The announcement shows that the 6 billion RMB private placement will be used for three projects: commercial satellite communication devices and components, RF devices and components, and chip heat dissipation devices and components. Among them, the commercial satellite communication devices and components project is the main fundraising project, with a total investment of about 3.563 billion RMB, and planned use of 2.85 billion RMB (47.5% of the total funds raised).

Image source: Xinwei Communications announcement

Regarding the market’s most concern, the commercial satellite project, Xinwei Communications states that the project’s implementation entity is its wholly owned subsidiary Xinwei Communications (Jiangsu) Co., Ltd., located at No. 369 Jinlong Avenue, Jintan District, Changzhou City, Jiangsu Province. The construction period is 36 months, utilizing existing factory buildings with renovations, and does not involve new land acquisition.

Xinwei Communications notes that, to date, the project has obtained the investment project filing certificate issued by the Development and Reform Bureau of Jintan District, Changzhou City. Environmental impact assessment procedures are still underway. The company also states that, based on feasibility studies and project revenue estimates, the project has good economic benefits. After implementation, it will bring stable cash inflows and improve overall profitability.

The construction periods for the three major fundraising projects are all three years

The plan shows that Xinwei Communications has been a long-term supplier for North American commercial satellite clients. This indicates the company’s attempt to leverage its existing high-frequency, high-speed connectors to extend into array antennas and modules, positioning itself early for the ground terminal boom of low-earth orbit satellite internet.

Furthermore, Xinwei Communications repeatedly emphasizes breakthroughs in underlying materials in the plan.

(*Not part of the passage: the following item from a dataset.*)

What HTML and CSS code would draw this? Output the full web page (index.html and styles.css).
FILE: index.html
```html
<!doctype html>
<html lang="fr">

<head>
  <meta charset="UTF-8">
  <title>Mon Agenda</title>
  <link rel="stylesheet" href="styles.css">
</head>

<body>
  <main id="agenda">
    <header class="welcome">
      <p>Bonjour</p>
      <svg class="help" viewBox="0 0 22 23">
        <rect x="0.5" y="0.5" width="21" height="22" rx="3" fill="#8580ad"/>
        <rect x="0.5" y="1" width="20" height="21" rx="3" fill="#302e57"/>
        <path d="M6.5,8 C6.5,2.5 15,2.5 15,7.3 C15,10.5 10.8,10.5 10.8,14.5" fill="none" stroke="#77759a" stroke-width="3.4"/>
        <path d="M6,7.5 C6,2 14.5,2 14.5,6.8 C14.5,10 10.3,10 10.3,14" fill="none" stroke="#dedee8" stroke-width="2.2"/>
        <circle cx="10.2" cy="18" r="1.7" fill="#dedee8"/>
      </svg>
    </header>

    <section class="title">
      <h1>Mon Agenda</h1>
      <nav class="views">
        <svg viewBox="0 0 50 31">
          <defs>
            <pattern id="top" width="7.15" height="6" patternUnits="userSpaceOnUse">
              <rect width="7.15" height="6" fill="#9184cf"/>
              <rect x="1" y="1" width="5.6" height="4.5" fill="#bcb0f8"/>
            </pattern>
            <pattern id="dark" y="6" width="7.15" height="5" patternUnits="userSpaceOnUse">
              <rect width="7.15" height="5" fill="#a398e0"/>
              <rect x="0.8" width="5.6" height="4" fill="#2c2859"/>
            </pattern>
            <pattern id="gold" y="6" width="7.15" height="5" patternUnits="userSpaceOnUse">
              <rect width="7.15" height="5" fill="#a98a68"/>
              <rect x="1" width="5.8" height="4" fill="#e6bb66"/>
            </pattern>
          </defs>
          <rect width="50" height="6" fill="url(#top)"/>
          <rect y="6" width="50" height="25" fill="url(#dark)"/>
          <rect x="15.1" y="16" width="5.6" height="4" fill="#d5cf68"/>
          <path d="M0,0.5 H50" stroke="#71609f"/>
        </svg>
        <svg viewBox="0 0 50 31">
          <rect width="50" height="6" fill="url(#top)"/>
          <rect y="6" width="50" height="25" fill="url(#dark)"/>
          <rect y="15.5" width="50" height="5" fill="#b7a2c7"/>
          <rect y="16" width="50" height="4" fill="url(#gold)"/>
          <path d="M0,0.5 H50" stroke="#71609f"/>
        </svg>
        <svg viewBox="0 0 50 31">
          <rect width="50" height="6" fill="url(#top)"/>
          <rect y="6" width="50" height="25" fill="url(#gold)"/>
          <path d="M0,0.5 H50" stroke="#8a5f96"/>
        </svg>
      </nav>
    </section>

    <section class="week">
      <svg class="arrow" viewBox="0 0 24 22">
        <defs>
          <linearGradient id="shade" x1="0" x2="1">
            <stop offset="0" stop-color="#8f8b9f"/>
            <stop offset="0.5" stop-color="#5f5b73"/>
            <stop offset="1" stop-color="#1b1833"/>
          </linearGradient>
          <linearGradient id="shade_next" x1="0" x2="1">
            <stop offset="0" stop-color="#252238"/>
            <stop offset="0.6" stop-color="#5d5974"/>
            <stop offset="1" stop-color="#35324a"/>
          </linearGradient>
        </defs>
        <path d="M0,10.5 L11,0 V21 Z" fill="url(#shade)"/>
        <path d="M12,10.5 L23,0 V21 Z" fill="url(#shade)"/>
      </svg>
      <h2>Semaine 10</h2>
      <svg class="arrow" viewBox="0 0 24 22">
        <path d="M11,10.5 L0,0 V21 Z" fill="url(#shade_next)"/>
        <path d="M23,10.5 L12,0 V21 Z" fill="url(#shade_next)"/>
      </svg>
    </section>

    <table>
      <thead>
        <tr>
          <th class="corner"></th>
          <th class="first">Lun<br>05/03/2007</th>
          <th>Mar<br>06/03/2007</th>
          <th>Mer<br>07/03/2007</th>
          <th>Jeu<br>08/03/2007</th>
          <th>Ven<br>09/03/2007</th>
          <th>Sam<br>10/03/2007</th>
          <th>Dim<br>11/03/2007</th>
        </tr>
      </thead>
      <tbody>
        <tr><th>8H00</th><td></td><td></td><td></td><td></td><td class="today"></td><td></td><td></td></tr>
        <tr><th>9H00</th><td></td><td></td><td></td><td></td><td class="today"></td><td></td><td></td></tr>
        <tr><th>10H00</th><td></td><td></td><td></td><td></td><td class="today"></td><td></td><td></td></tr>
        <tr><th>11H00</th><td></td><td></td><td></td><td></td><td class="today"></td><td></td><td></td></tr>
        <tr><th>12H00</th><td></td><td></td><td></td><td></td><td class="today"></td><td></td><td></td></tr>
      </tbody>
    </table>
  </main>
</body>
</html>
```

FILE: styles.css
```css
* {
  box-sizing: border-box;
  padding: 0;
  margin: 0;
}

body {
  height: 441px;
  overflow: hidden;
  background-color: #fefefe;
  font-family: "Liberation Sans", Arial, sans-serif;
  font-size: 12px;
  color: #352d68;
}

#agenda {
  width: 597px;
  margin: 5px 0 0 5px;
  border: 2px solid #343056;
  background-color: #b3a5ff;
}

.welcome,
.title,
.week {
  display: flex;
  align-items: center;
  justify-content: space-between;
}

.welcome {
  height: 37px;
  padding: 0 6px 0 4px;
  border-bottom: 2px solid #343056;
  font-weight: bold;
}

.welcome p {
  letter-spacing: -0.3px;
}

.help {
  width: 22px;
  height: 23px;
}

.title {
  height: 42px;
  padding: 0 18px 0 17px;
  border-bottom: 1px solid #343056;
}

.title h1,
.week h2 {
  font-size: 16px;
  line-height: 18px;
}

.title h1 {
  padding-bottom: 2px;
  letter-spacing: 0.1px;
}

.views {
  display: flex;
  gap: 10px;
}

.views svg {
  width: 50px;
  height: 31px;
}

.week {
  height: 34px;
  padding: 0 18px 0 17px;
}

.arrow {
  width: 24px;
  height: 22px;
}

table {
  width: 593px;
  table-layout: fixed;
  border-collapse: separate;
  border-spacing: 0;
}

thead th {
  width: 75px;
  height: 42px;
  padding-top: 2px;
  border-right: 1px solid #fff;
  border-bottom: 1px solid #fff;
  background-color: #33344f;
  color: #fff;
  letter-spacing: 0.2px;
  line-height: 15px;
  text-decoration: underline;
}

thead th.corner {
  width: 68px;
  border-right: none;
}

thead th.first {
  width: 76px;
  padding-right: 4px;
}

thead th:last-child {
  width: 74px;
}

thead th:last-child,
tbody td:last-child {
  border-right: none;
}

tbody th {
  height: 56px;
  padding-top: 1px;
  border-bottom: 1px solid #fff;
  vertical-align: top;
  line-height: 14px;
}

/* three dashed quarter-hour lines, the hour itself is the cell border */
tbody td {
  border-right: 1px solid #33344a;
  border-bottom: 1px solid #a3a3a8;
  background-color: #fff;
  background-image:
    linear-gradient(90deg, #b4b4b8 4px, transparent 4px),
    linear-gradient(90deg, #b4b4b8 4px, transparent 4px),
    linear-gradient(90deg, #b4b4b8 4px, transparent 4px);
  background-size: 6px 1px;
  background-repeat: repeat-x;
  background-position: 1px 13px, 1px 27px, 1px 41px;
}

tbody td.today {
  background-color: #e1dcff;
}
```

For example, in the RF device field, the company has mastered the mass production of its self-developed LCP film and flexible copper-clad laminates; in the chip heat dissipation field, it has mastered advanced TIM1 formulations based on liquid metal and polymer materials. This “materials—parts—modules” one-stop capability helps the company gain higher added value amid the wave of domestic substitution.

However, a reporter from the Daily Economic News (hereinafter “the reporter”) noticed that Xinwei Communications’ cash dividends in 2022, 2023, and 2024 were 48.38 million RMB, 96.76 million RMB, and 47.62 million RMB respectively. The total cash dividends over the past three years amount to only about 193 million RMB, accounting for just 10.52% of the three-year net profit attributable to shareholders (1.832 billion RMB). Compared with the massive private placement of no more than 6 billion RMB announced at once, the disparity between financing needs and dividend payout ratio may attract market attention.

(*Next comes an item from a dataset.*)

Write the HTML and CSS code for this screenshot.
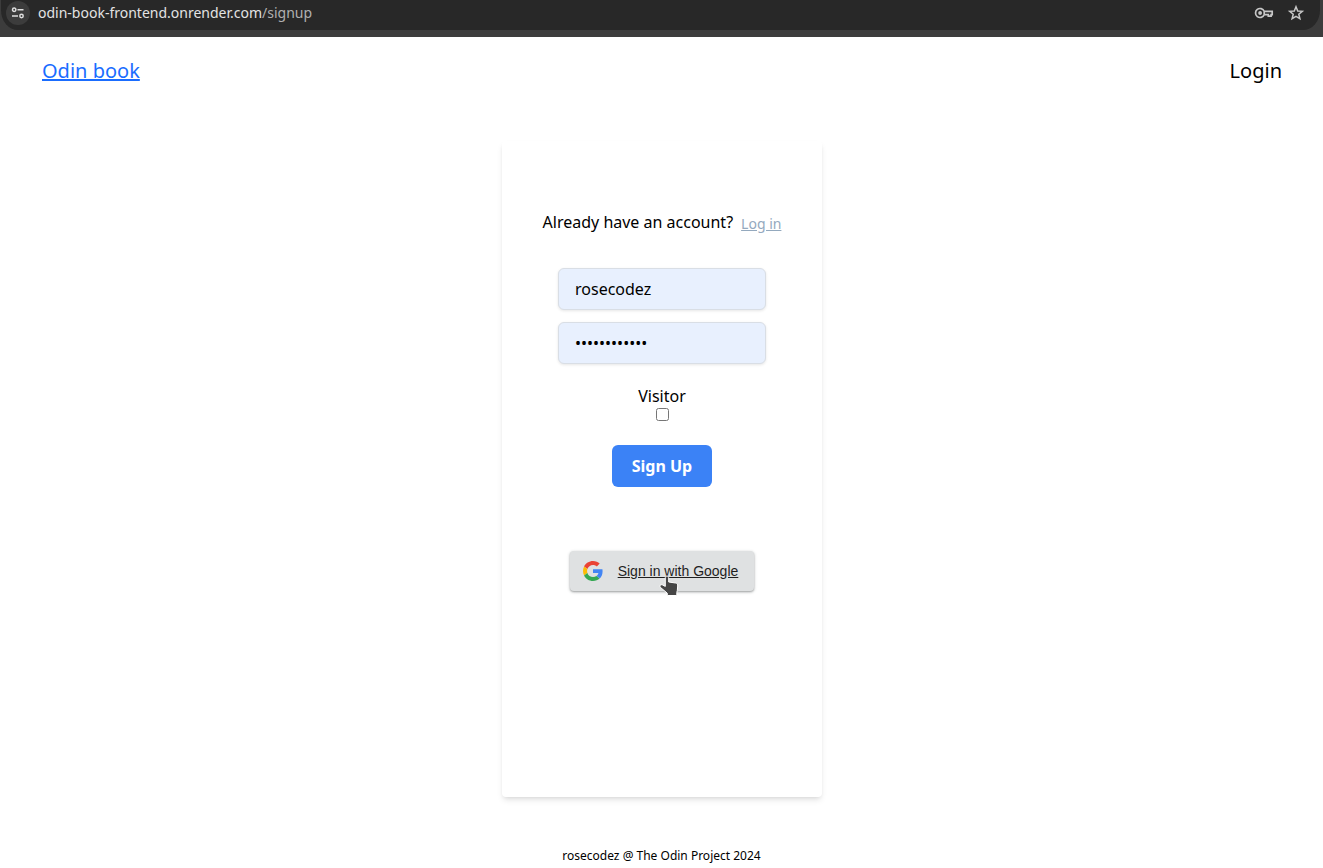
FILE: index.html
```html
<!DOCTYPE html>
<html lang="en">
<head>
<meta charset="utf-8">
<meta name="viewport" content="width=device-width, initial-scale=1">
<title>Odin book</title>
<link rel="stylesheet" href="styles.css">
</head>
<body>
<div class="toolbar">
  <div class="address">
    <button class="site-info" type="button" aria-label="Site information">
      <svg width="14" height="14" viewBox="0 0 14 14" fill="none" stroke="#dedede" stroke-width="1.5"><circle cx="3.2" cy="3.8" r="1.7"/><path d="M6.5 3.8H12.5M1 10H7"/><circle cx="10.5" cy="10" r="1.7"/></svg>
    </button>
    <span class="url">odin-book-frontend.onrender.com<span class="path">/signup</span></span>
    <button class="tool" type="button" aria-label="Passwords">
      <svg width="20" height="20" viewBox="0 0 20 20" fill="none" stroke="#c7c7c7" stroke-width="1.7"><path d="M10.2 8.3H18.2V11.7H17.1V13.2H14.3V11.7H10.2A4.5 4.5 0 1 1 10.2 8.3V11.7"/><circle cx="6.1" cy="10" r="1.9" fill="#c7c7c7" stroke="none"/></svg>
    </button>
    <button class="tool" type="button" aria-label="Bookmark this tab">
      <svg width="20" height="20" viewBox="0 0 20 20" fill="none" stroke="#c7c7c7" stroke-width="1.5"><path d="M10 3.8 11.7 8 16.3 8.3 12.8 11.2 13.9 15.7 10 13.3 6.1 15.7 7.2 11.2 3.7 8.3 8.3 8Z"/></svg>
    </button>
  </div>
</div>
<header class="header">
  <a class="brand" href="#">Odin book</a>
  <a class="login" href="#">Login</a>
</header>
<main class="main">
  <section class="card">
    <p class="account">Already have an account? <a class="account-link" href="#">Log in</a></p>
    <form class="form">
      <input class="field" type="text" aria-label="Username" value="rosecodez">
      <input class="field" type="password" aria-label="Password" value="rosecodez123">
      <label class="visitor">Visitor <input class="check" type="checkbox"></label>
      <button class="submit" type="button">Sign Up</button>
    </form>
    <div class="google-wrap">
      <a class="google" href="#">
        <svg width="20" height="20" viewBox="0 0 48 48"><path fill="#EA4335" d="M24 9.5c3.54 0 6.71 1.22 9.21 3.6l6.85-6.85C35.9 2.38 30.47 0 24 0 14.62 0 6.51 5.38 2.56 13.22l7.98 6.19C12.43 13.72 17.74 9.5 24 9.5z"/><path fill="#4285F4" d="M46.98 24.55c0-1.57-.15-3.09-.38-4.55H24v9.02h12.94c-.58 2.96-2.26 5.48-4.78 7.18l7.73 6c4.51-4.18 7.09-10.36 7.09-17.65z"/><path fill="#FBBC05" d="M10.53 28.59c-.48-1.45-.76-2.99-.76-4.59s.27-3.14.76-4.59l-7.98-6.19C.92 16.46 0 20.12 0 24c0 3.88.92 7.54 2.56 10.78l7.97-6.19z"/><path fill="#34A853" d="M24 48c6.48 0 11.93-2.13 15.89-5.81l-7.73-6c-2.15 1.45-4.92 2.3-8.16 2.3-6.26 0-11.57-4.22-13.47-9.91l-7.98 6.19C6.51 42.62 14.62 48 24 48z"/></svg>
        <span class="google-text">Sign in with Google</span>
      </a>
      <svg class="cursor" width="20" height="22" viewBox="0 0 20 22"><path fill="#454545" stroke="#fff" stroke-width="1" d="M6.3 2.6C6.3.6 9.7.6 9.7 2.6V7L16.5 8C18.2 8.3 18.8 9.3 18.7 11L18.3 15.5 17.8 17.5V20.5H8.3V18.2L1.2 12.2C.2 10.6 1.6 9.2 3.2 9.8L6.3 11.4Z"/></svg>
    </div>
  </section>
</main>
<footer class="footer">rosecodez @ The Odin Project 2024</footer>
</body>
</html>
```
FILE: styles.css
```css
* {
  box-sizing: border-box;
}

body {
  margin: 0;
  min-height: 100vh;
  display: flex;
  flex-direction: column;
  background: #fff;
  color: #000;
  font: 16px/24px "Noto Sans", sans-serif;
}

button {
  padding: 0;
  border: 0;
  font: inherit;
}

.toolbar {
  padding: 0 3px 7px 1px;
  background: #3c3c3c;
}

.address {
  display: flex;
  align-items: center;
  height: 30px;
  padding: 0 12px 4px 5px;
  border-radius: 0 0 17px 17px / 0 0 20px 20px;
  background: #282828;
  color: #e3e3e3;
  font-size: 14px;
}

.site-info {
  display: grid;
  place-items: center;
  width: 24px;
  height: 24px;
  margin-right: 8px;
  border-radius: 50%;
  background: #3c3c3c;
}

.url {
  flex: 1;
}

.path {
  color: #b0b0b0;
}

.tool {
  display: grid;
  place-items: center;
  width: 24px;
  height: 24px;
  margin-left: 8px;
  background: transparent;
}

.header {
  display: flex;
  justify-content: space-between;
  padding: 20px 41px 20px 42px;
  font-size: 20px;
  line-height: 28px;
}

.brand {
  color: #1a6dff;
}

.login {
  color: #000;
  text-decoration: none;
}

.main {
  flex: 1;
  display: flex;
  justify-content: center;
  padding: 36px 16px 51px 17px;
}

.card {
  display: flex;
  flex-direction: column;
  align-items: center;
  width: 320px;
  padding-top: 69px;
  border-radius: 4px;
  box-shadow: 0 4px 6px -1px rgba(0, 0, 0, 0.1), 0 2px 4px -2px rgba(0, 0, 0, 0.1);
}

.account {
  display: flex;
  gap: 8px;
  margin: 0 0 32px;
}

.account-link {
  padding-top: 2px;
  color: #94a9be;
  font-size: 14px;
}

.form {
  display: flex;
  flex-direction: column;
  align-items: center;
  gap: 12px;
}

.field {
  width: 208px;
  height: 42px;
  padding: 8px 16px;
  border: 1px solid #d9dee5;
  border-radius: 6px;
  background: #e8f0fe;
  box-shadow: 0 1px 3px rgba(0, 0, 0, 0.1);
  color: #000;
  font: inherit;
}

.visitor {
  display: flex;
  flex-direction: column;
  align-items: center;
  margin: 8px 0 12px;
}

.check {
  width: 13px;
  height: 13px;
  margin: 0;
}

.submit {
  padding: 9px 20px;
  border-radius: 6px;
  background: #3b82f6;
  color: #fff;
  font-weight: 700;
}

.google-wrap {
  position: relative;
  margin-top: 64px;
}

.google {
  display: flex;
  align-items: center;
  gap: 12px;
  width: 184px;
  height: 40px;
  padding: 0 13px;
  border-radius: 4px;
  background: #dfe1e2;
  box-shadow: 0 1px 2px rgba(60, 64, 67, 0.4), 0 1px 3px 1px rgba(60, 64, 67, 0.12);
  color: #1f1f1f;
  font: 14px/20px "Liberation Sans", Arial, sans-serif;
}

.google-text {
  flex: 1;
  text-align: center;
}

.cursor {
  position: absolute;
  left: 89px;
  top: 24px;
  pointer-events: none;
}

.footer {
  padding-bottom: 4px;
  text-align: center;
  font-size: 12px;
  line-height: 16px;
}
```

Image source: Xinwei Communications announcement

It is also worth noting that the construction periods for the three major projects in this private placement are all 36 months (3 years). On one hand, key factors such as “satellite launch capacity, network service continuity, terminal costs, and scaled user cultivation” in the satellite internet industry are highly uncertain. When capacity is fully released after three years, whether the new capacity can be fully absorbed by the market remains uncertain; on the other hand, after large investments and production, the significant increase in fixed assets will lead to higher depreciation and amortization expenses, which may exert some pressure on future performance.